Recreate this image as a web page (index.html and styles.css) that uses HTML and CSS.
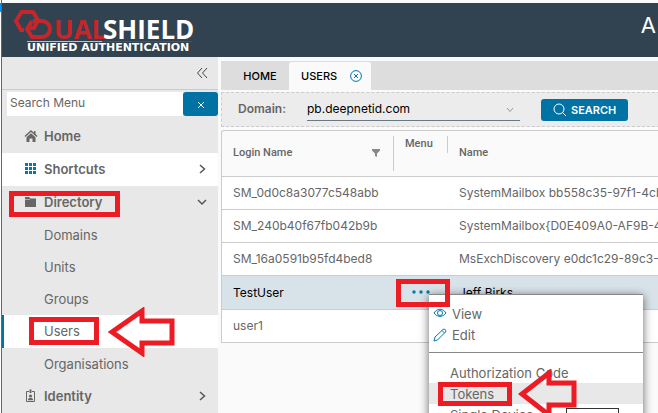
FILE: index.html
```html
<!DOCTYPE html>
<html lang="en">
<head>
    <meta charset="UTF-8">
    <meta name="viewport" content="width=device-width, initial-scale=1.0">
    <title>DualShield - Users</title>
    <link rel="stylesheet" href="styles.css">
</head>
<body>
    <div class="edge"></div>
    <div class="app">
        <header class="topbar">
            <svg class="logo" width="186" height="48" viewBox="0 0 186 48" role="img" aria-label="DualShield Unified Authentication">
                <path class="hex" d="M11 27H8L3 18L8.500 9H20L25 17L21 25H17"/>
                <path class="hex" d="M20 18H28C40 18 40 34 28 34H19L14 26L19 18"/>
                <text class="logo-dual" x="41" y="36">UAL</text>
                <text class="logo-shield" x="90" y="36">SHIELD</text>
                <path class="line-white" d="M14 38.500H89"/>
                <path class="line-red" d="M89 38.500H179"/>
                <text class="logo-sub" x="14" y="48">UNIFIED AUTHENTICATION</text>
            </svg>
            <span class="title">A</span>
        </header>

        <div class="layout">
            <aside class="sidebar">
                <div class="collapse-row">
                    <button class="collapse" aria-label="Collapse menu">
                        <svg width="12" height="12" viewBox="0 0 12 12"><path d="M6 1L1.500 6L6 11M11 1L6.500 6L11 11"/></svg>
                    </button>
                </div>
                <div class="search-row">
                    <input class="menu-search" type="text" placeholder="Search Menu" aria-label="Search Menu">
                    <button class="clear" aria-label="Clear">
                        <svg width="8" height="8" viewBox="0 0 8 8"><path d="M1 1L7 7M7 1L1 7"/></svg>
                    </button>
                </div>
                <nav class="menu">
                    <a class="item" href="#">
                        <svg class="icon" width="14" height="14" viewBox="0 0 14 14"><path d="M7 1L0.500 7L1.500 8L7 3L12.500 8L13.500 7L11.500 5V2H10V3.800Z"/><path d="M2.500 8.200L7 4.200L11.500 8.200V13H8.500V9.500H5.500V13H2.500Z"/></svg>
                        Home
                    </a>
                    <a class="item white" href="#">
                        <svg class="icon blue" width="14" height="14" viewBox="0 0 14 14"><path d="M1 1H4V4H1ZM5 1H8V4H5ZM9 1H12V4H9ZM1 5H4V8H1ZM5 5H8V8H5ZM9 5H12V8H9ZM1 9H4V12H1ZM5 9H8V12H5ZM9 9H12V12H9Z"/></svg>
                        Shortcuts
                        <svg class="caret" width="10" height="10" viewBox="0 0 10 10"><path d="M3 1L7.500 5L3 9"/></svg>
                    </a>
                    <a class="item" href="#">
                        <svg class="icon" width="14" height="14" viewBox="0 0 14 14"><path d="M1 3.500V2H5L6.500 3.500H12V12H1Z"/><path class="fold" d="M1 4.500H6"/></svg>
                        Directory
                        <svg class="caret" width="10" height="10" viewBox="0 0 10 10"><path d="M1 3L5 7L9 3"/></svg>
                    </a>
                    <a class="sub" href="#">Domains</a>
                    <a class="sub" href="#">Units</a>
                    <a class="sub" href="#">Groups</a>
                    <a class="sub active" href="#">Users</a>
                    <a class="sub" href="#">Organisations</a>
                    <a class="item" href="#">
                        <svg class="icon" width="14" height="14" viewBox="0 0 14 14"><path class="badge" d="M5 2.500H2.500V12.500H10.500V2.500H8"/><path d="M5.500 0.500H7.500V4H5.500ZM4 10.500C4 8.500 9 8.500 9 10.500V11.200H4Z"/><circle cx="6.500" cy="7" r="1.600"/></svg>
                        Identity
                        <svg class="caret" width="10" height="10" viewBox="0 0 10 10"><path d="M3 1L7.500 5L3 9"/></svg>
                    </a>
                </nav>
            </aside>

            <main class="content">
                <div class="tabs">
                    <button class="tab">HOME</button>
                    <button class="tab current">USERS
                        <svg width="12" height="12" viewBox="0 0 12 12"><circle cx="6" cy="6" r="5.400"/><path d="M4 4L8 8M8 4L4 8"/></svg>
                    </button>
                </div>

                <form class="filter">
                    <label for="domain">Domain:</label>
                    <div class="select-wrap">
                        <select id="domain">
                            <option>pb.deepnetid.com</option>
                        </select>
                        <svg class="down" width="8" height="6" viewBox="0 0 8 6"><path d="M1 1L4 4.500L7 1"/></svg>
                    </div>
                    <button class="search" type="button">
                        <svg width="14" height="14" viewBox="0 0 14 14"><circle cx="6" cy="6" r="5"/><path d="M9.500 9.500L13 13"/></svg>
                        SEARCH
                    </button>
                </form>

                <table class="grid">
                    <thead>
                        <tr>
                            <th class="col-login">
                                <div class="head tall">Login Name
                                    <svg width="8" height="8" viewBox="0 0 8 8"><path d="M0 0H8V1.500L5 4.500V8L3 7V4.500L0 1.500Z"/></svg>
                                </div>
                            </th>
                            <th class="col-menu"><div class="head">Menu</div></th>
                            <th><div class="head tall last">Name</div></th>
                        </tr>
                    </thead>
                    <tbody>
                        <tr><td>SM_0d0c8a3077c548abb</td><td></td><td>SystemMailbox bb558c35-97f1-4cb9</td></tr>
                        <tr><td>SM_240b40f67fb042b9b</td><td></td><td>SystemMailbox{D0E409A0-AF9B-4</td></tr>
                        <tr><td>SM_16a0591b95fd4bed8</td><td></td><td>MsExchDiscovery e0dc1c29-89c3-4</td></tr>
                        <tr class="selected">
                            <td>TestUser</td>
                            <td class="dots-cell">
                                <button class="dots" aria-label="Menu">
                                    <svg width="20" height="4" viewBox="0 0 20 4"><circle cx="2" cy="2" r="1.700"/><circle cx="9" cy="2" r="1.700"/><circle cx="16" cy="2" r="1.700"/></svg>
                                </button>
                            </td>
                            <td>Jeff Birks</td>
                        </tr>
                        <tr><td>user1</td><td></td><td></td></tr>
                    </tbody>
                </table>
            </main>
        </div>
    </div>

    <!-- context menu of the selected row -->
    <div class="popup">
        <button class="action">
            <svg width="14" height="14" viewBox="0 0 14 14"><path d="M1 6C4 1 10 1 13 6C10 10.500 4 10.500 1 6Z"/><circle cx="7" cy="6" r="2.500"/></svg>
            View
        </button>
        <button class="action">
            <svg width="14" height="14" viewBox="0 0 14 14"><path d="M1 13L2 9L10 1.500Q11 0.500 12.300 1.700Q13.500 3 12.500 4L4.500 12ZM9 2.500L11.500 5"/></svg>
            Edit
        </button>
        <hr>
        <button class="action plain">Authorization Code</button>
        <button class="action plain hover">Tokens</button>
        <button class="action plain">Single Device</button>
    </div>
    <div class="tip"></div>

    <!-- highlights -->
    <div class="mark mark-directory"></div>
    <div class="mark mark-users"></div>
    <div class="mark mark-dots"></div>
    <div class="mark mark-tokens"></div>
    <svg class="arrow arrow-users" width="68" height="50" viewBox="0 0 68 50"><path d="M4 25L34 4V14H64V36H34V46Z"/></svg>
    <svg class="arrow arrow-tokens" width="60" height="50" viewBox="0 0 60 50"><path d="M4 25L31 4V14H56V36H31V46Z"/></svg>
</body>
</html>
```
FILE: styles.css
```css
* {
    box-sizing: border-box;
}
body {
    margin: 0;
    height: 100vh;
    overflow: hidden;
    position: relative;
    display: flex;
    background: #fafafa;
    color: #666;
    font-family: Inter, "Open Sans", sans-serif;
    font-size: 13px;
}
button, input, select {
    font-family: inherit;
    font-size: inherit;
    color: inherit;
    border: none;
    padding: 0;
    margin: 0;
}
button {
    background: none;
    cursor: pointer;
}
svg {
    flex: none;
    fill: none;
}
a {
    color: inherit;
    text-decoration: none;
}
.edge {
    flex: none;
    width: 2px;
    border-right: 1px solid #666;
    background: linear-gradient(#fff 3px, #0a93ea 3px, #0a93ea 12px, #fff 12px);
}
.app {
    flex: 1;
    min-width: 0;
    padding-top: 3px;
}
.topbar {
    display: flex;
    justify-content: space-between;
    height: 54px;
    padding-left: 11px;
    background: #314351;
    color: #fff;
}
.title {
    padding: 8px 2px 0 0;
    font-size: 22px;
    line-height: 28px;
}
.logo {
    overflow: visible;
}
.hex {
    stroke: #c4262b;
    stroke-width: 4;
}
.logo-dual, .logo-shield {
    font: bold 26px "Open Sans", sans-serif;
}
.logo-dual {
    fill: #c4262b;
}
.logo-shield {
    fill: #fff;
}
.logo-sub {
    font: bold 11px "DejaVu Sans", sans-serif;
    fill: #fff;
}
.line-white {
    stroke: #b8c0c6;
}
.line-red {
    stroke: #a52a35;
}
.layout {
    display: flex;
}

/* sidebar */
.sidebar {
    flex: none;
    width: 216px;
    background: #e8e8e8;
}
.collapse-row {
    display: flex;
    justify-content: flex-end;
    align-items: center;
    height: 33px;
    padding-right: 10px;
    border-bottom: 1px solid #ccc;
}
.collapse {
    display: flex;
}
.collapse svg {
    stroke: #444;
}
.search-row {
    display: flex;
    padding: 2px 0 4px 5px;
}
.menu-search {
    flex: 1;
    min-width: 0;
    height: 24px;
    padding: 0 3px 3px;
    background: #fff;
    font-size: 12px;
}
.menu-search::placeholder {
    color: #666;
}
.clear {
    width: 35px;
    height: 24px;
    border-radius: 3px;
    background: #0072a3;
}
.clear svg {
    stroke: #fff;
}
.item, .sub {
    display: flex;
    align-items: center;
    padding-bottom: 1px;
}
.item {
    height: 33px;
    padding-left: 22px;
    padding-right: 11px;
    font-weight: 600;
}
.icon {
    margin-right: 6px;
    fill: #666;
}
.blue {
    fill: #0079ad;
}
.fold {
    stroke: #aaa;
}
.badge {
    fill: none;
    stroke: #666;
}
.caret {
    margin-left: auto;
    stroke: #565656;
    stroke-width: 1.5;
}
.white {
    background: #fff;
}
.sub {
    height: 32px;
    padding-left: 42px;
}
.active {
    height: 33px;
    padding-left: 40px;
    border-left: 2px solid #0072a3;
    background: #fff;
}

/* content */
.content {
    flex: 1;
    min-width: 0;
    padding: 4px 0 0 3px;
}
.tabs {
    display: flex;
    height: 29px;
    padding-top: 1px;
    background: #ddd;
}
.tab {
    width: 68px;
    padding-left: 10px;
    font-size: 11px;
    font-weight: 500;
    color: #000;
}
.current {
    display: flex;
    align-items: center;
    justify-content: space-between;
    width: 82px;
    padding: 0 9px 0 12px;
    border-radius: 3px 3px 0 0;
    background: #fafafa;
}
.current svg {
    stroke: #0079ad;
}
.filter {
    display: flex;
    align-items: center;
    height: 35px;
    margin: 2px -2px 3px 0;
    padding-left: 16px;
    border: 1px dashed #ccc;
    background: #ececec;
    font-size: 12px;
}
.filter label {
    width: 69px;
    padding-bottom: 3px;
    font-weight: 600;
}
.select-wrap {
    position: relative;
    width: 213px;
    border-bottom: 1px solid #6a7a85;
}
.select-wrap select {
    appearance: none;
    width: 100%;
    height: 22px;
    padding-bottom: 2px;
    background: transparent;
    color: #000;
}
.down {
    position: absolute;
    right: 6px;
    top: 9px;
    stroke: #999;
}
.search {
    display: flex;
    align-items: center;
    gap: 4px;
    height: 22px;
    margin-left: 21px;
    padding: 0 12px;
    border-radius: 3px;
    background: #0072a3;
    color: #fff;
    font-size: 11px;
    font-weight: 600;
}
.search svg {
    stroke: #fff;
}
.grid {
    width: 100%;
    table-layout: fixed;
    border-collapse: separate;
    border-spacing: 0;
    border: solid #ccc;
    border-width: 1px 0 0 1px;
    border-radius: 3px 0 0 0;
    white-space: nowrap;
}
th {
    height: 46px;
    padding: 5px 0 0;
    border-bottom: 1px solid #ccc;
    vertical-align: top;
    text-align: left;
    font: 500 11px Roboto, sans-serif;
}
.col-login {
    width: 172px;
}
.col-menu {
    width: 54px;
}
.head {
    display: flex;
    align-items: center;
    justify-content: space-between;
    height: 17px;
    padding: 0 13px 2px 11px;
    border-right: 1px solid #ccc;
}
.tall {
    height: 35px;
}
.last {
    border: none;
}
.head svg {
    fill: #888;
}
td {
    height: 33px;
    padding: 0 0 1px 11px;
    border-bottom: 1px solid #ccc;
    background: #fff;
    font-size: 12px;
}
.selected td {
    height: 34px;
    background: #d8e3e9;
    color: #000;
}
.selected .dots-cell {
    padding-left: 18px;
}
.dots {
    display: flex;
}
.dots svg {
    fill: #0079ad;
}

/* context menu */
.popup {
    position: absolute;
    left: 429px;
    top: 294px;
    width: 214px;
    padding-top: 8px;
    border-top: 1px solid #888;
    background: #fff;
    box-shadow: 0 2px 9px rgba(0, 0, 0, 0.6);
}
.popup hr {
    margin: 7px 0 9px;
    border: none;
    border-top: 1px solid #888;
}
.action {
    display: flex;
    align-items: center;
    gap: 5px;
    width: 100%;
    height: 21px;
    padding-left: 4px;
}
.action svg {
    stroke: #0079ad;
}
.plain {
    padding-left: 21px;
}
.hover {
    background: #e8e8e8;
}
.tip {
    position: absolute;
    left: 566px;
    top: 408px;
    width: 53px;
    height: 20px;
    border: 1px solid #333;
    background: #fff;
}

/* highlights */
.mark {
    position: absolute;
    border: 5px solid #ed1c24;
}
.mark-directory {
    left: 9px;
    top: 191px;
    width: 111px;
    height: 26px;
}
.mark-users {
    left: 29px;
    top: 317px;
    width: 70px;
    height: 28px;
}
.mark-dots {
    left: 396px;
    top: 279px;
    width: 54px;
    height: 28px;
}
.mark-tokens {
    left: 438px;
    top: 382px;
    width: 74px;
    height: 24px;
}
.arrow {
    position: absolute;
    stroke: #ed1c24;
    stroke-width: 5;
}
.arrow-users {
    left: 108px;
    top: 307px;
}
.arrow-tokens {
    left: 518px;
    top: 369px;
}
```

# # # # # # #

> Exercise
Check each line of the data above for the word "index", then state how many lines have it. Give the number alone.

> Reply to the task
2